[START]

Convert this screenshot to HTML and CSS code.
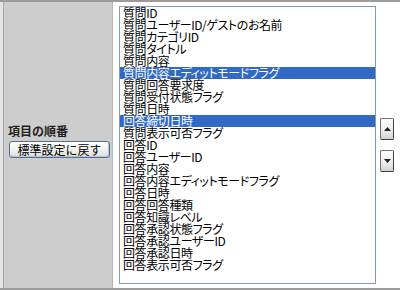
FILE: index.html
```html
<!DOCTYPE html>
<html lang="ja">
<head>
    <meta charset="UTF-8">
    <title>項目の順番</title>
    <link rel="stylesheet" href="styles.css">
</head>
<body>
    <div class="setting-row">
        <div class="label-cell">
            <div class="label">項目の順番</div>
            <button class="reset-btn">標準設定に戻す</button>
        </div>
        <div class="field-cell">
            <ul class="order-list">
                <li>質問ID</li>
                <li>質問ユーザーID/ゲストのお名前</li>
                <li>質問カテゴリID</li>
                <li>質問タイトル</li>
                <li>質問内容</li>
                <li class="selected">質問内容エディットモードフラグ</li>
                <li>質問回答要求度</li>
                <li>質問受付状態フラグ</li>
                <li>質問日時</li>
                <li class="selected">回答締切日時</li>
                <li>質問表示可否フラグ</li>
                <li>回答ID</li>
                <li>回答ユーザーID</li>
                <li>回答内容</li>
                <li>回答内容エディットモードフラグ</li>
                <li>回答日時</li>
                <li>回答回答種類</li>
                <li>回答知識レベル</li>
                <li>回答承認状態フラグ</li>
                <li>回答承認ユーザーID</li>
                <li>回答承認日時</li>
                <li>回答表示可否フラグ</li>
            </ul>
            <div class="move-btns">
                <button class="move-btn" title="上へ">
                    <svg width="7" height="4" viewBox="0 0 7 4"><path d="M3.5 0 L7 4 L0 4 Z" fill="#222"/></svg>
                </button>
                <button class="move-btn" title="下へ">
                    <svg width="7" height="4" viewBox="0 0 7 4"><path d="M0 0 L7 0 L3.5 4 Z" fill="#222"/></svg>
                </button>
            </div>
        </div>
    </div>
</body>
</html>
```

FILE: styles.css
```css
/* 全体 */
body {
    margin: 0;
    background-color: #fff;
    font-family: "Noto Sans CJK JP", "DejaVu Sans", sans-serif;
    font-size: 12px;
    color: #000;
}

/* 設定行 */
.setting-row {
    display: flex;
    height: 286px;
    border-top: 2px solid #9c9c9c;
    border-bottom: 2px solid #9c9c9c;
    padding-left: 3px;
    background-color: #e4e4e4;
}

.label-cell {
    width: 110px;
    box-sizing: border-box;
    border-left: 1px solid #a8a8a8;
    border-right: 1px solid #b4b4b4;
    background-color: #cdcdcd;
    padding: 0 0 8px 4px;
    display: flex;
    flex-direction: column;
    justify-content: center;
}

.label {
    font-weight: bold;
    line-height: 14px;
    color: #222;
}

.reset-btn {
    margin: 3px 0 0 1px;
    width: 101px;
    height: 17px;
    padding: 0;
    font-family: inherit;
    font-size: 12px;
    line-height: 15px;
    color: #000;
    border: 1px solid #5a6f8c;
    border-radius: 3px;
    background: linear-gradient(#ffffff, #f0f0ea 60%, #dcdcd4);
    box-shadow: inset -1px -1px 0 #a9c2e8;
}

/* 右側 */
.field-cell {
    flex: 1;
    background-color: #fff;
    display: flex;
    align-items: center;
    padding-left: 6px;
}

.order-list {
    list-style: none;
    margin: 0;
    padding: 0;
    width: 257px;
    height: 278px;
    box-sizing: border-box;
    border: 1px solid #7f9db9;
    background-color: #fff;
    overflow: hidden;
    font-feature-settings: "palt";
    letter-spacing: -0.4px;
}

.order-list li {
    height: 12px;
    line-height: 12px;
    padding-left: 3px;
    white-space: nowrap;
}

.order-list li.selected {
    background-color: #316ac5;
    color: #fff;
}

.move-btns {
    margin-left: 4px;
    display: flex;
    flex-direction: column;
    gap: 10px;
}

.move-btn {
    width: 14px;
    height: 22px;
    padding: 0;
    display: flex;
    align-items: center;
    justify-content: center;
    border: 1px solid #707070;
    border-right-color: #404040;
    border-bottom-color: #404040;
    border-radius: 2px;
    background: linear-gradient(#fdfdfd, #e8e8e8 70%, #d0d0d0);
}
```
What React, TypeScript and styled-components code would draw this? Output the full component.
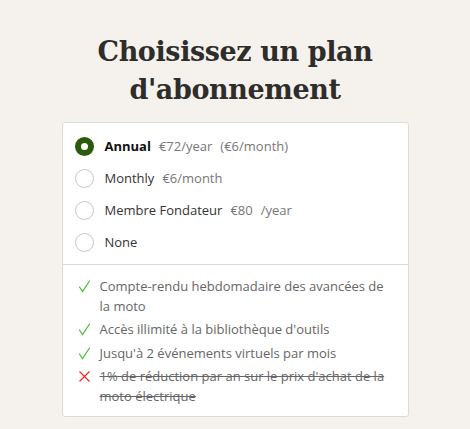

[END]

DESCRIPTION OF THE TASK:
Replicate the material above verbatim; images stay out of the copy.

THE RESPONSE:
Convert this screenshot to HTML and CSS code.
FILE: index.html
```html
<!DOCTYPE html>
<html lang="ja">
<head>
    <meta charset="UTF-8">
    <title>項目の順番</title>
    <link rel="stylesheet" href="styles.css">
</head>
<body>
    <div class="setting-row">
        <div class="label-cell">
            <div class="label">項目の順番</div>
            <button class="reset-btn">標準設定に戻す</button>
        </div>
        <div class="field-cell">
            <ul class="order-list">
                <li>質問ID</li>
                <li>質問ユーザーID/ゲストのお名前</li>
                <li>質問カテゴリID</li>
                <li>質問タイトル</li>
                <li>質問内容</li>
                <li class="selected">質問内容エディットモードフラグ</li>
                <li>質問回答要求度</li>
                <li>質問受付状態フラグ</li>
                <li>質問日時</li>
                <li class="selected">回答締切日時</li>
                <li>質問表示可否フラグ</li>
                <li>回答ID</li>
                <li>回答ユーザーID</li>
                <li>回答内容</li>
                <li>回答内容エディットモードフラグ</li>
                <li>回答日時</li>
                <li>回答回答種類</li>
                <li>回答知識レベル</li>
                <li>回答承認状態フラグ</li>
                <li>回答承認ユーザーID</li>
                <li>回答承認日時</li>
                <li>回答表示可否フラグ</li>
            </ul>
            <div class="move-btns">
                <button class="move-btn" title="上へ">
                    <svg width="7" height="4" viewBox="0 0 7 4"><path d="M3.5 0 L7 4 L0 4 Z" fill="#222"/></svg>
                </button>
                <button class="move-btn" title="下へ">
                    <svg width="7" height="4" viewBox="0 0 7 4"><path d="M0 0 L7 0 L3.5 4 Z" fill="#222"/></svg>
                </button>
            </div>
        </div>
    </div>
</body>
</html>
```

FILE: styles.css
```css
/* 全体 */
body {
    margin: 0;
    background-color: #fff;
    font-family: "Noto Sans CJK JP", "DejaVu Sans", sans-serif;
    font-size: 12px;
    color: #000;
}

/* 設定行 */
.setting-row {
    display: flex;
    height: 286px;
    border-top: 2px solid #9c9c9c;
    border-bottom: 2px solid #9c9c9c;
    padding-left: 3px;
    background-color: #e4e4e4;
}

.label-cell {
    width: 110px;
    box-sizing: border-box;
    border-left: 1px solid #a8a8a8;
    border-right: 1px solid #b4b4b4;
    background-color: #cdcdcd;
    padding: 0 0 8px 4px;
    display: flex;
    flex-direction: column;
    justify-content: center;
}

.label {
    font-weight: bold;
    line-height: 14px;
    color: #222;
}

.reset-btn {
    margin: 3px 0 0 1px;
    width: 101px;
    height: 17px;
    padding: 0;
    font-family: inherit;
    font-size: 12px;
    line-height: 15px;
    color: #000;
    border: 1px solid #5a6f8c;
    border-radius: 3px;
    background: linear-gradient(#ffffff, #f0f0ea 60%, #dcdcd4);
    box-shadow: inset -1px -1px 0 #a9c2e8;
}

/* 右側 */
.field-cell {
    flex: 1;
    background-color: #fff;
    display: flex;
    align-items: center;
    padding-left: 6px;
}

.order-list {
    list-style: none;
    margin: 0;
    padding: 0;
    width: 257px;
    height: 278px;
    box-sizing: border-box;
    border: 1px solid #7f9db9;
    background-color: #fff;
    overflow: hidden;
    font-feature-settings: "palt";
    letter-spacing: -0.4px;
}

.order-list li {
    height: 12px;
    line-height: 12px;
    padding-left: 3px;
    white-space: nowrap;
}

.order-list li.selected {
    background-color: #316ac5;
    color: #fff;
}

.move-btns {
    margin-left: 4px;
    display: flex;
    flex-direction: column;
    gap: 10px;
}

.move-btn {
    width: 14px;
    height: 22px;
    padding: 0;
    display: flex;
    align-items: center;
    justify-content: center;
    border: 1px solid #707070;
    border-right-color: #404040;
    border-bottom-color: #404040;
    border-radius: 2px;
    background: linear-gradient(#fdfdfd, #e8e8e8 70%, #d0d0d0);
}
```
What React, TypeScript and styled-components code would draw this? Output the full component.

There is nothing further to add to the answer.